### DIRECTIVE
From the entries provided below, copy each line that contains the word "this".

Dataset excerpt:
|---|

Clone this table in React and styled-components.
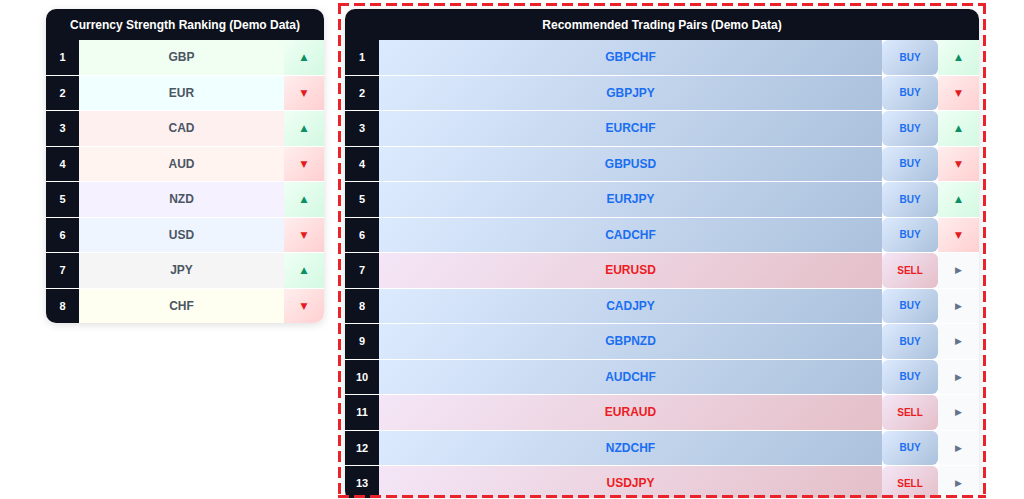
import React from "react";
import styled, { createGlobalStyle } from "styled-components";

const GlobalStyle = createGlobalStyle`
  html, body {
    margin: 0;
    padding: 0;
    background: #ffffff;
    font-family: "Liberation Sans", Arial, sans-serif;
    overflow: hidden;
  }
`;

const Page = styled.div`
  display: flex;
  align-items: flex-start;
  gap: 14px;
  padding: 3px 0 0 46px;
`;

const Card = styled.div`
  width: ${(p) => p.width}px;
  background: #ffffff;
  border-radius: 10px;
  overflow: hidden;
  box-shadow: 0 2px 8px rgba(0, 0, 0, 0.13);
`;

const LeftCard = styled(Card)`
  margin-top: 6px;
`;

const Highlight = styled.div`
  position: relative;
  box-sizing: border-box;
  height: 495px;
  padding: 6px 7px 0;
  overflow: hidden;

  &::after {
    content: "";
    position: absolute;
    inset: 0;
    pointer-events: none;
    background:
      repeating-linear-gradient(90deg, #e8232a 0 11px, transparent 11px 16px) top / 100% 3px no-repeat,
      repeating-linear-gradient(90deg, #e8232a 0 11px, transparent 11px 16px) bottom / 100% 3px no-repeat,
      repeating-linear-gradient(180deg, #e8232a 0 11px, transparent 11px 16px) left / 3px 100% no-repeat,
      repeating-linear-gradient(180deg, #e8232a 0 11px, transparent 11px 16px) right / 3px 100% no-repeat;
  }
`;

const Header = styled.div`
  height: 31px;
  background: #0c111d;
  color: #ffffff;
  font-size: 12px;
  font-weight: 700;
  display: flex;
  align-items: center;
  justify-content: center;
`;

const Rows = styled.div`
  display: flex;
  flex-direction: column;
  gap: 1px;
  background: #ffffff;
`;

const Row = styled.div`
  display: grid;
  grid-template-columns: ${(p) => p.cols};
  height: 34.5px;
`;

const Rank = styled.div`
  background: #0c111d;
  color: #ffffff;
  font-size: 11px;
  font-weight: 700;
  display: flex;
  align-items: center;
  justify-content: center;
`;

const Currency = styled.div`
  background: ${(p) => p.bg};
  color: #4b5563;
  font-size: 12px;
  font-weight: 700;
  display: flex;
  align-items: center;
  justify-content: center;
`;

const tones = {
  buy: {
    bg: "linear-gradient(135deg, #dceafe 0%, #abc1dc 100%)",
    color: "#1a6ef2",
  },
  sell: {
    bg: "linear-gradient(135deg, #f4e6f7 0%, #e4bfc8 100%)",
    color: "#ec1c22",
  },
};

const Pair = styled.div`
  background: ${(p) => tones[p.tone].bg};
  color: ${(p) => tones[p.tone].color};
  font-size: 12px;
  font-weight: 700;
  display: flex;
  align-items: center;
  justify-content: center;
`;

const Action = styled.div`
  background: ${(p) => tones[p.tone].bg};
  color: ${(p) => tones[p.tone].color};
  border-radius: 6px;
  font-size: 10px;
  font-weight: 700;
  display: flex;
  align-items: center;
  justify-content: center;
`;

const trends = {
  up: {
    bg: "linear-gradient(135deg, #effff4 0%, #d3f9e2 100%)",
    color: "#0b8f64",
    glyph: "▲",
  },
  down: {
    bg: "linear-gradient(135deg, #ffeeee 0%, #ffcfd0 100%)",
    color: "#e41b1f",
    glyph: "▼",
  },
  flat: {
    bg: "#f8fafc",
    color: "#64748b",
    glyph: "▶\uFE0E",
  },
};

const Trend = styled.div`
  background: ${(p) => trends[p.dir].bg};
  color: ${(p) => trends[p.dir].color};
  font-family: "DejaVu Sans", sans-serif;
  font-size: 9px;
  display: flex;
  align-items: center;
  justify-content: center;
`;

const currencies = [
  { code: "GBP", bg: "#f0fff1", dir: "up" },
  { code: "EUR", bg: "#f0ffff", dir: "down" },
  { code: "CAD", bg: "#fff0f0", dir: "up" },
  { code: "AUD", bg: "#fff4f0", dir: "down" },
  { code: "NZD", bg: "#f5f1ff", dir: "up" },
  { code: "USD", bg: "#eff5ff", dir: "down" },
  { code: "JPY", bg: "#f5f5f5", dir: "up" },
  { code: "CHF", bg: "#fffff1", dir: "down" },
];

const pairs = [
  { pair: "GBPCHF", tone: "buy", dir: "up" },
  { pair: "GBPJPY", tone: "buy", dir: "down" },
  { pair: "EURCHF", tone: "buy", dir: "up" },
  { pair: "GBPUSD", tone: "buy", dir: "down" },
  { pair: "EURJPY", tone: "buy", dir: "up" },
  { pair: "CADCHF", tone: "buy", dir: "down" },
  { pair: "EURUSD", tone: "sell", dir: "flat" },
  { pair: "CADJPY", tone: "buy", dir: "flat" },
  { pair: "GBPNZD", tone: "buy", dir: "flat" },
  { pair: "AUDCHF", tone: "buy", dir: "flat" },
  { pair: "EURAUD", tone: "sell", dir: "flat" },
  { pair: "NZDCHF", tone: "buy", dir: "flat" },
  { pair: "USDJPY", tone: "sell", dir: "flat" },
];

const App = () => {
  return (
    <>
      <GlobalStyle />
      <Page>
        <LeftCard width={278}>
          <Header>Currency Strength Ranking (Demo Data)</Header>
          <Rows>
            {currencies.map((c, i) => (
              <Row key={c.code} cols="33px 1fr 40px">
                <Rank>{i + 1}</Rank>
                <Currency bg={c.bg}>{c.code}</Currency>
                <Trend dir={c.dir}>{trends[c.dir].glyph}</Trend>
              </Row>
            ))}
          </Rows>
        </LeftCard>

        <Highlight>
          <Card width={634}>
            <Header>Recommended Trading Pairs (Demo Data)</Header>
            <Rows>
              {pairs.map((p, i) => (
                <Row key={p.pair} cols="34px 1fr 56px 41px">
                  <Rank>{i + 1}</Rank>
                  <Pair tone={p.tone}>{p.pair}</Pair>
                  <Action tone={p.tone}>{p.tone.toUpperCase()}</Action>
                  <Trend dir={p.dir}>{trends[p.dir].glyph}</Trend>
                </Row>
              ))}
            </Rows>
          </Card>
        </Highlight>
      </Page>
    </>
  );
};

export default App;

|---|

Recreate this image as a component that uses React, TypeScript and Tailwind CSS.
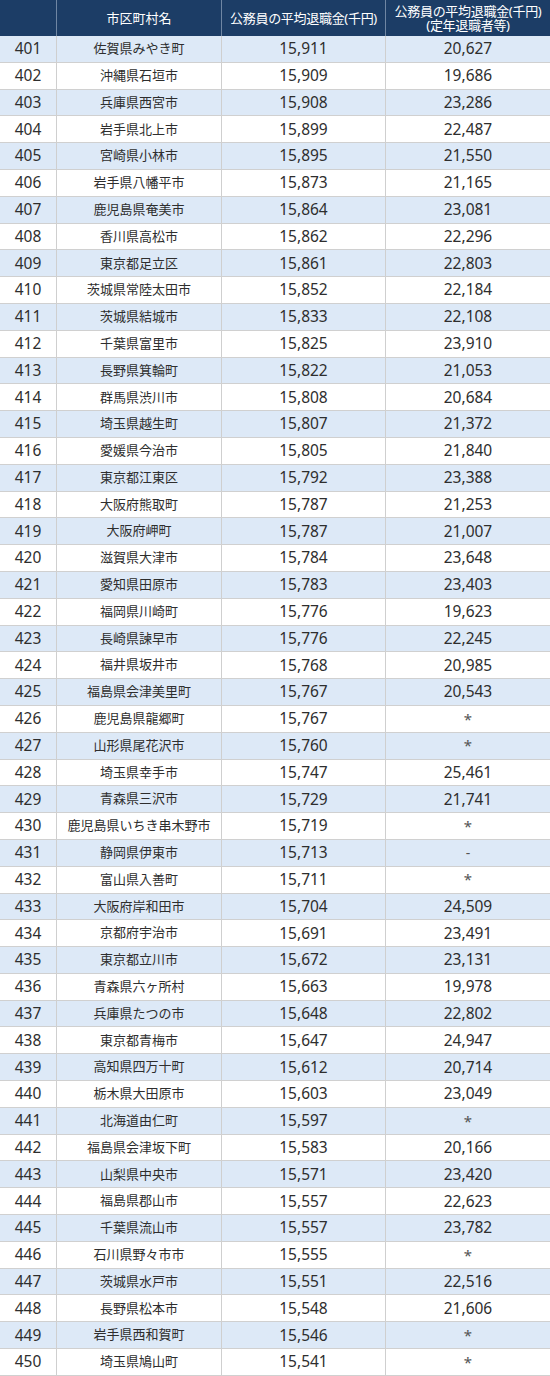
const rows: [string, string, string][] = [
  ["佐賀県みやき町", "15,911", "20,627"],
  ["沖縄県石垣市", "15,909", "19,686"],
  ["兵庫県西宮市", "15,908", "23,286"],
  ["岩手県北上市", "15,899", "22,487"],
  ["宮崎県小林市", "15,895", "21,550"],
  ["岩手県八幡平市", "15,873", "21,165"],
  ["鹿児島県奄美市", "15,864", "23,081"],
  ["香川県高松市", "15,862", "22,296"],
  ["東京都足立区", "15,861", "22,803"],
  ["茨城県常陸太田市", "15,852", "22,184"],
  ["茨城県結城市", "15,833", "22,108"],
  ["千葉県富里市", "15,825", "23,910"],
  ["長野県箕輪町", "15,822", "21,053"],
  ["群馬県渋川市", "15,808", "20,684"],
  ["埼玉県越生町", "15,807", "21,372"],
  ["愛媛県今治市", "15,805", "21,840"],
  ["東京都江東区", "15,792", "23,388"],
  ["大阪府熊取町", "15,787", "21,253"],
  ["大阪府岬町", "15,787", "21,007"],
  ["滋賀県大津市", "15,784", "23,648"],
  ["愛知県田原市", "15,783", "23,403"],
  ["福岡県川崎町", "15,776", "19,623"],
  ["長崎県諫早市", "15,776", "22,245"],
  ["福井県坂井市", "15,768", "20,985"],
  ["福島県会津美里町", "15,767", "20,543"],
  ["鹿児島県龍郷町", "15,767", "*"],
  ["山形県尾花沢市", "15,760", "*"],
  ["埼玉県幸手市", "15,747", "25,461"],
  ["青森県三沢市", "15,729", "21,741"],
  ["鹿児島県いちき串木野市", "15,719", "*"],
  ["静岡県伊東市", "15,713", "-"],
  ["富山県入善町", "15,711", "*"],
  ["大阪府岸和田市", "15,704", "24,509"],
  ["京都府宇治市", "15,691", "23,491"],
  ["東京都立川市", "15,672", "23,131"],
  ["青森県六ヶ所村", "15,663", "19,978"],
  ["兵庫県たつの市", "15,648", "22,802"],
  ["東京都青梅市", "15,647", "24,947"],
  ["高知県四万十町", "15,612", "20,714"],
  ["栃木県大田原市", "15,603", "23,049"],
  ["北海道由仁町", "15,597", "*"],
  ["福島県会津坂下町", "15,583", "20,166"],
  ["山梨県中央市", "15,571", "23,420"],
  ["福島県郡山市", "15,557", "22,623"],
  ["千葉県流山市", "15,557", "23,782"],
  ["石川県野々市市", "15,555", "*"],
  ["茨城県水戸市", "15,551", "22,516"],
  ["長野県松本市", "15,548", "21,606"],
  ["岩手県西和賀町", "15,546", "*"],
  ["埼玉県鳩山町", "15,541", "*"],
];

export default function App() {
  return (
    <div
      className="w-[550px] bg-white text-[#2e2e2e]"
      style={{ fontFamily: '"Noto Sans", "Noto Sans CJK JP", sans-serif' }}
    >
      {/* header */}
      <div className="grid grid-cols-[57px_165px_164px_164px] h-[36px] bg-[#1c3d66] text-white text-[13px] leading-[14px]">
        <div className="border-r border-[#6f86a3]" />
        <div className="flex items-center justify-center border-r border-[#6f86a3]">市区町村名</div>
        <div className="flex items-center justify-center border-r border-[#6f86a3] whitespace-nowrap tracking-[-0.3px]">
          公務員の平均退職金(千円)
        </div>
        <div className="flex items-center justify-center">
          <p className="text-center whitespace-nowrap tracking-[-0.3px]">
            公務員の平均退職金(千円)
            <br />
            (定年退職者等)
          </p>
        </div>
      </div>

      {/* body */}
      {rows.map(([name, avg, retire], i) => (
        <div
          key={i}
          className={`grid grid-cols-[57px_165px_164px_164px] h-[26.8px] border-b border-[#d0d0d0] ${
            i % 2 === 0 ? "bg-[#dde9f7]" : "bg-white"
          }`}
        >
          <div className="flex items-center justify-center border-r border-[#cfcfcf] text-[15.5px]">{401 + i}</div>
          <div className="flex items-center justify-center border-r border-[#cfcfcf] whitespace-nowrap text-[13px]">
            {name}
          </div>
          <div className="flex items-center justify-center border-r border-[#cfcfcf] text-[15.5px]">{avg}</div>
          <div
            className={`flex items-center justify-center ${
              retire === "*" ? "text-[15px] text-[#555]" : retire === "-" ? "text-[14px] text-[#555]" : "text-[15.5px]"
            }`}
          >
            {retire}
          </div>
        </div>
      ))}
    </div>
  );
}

|---|

### OUTPUT OF THE EXERCISE
Clone this table in React and styled-components.
Recreate this image as a component that uses React, TypeScript and Tailwind CSS.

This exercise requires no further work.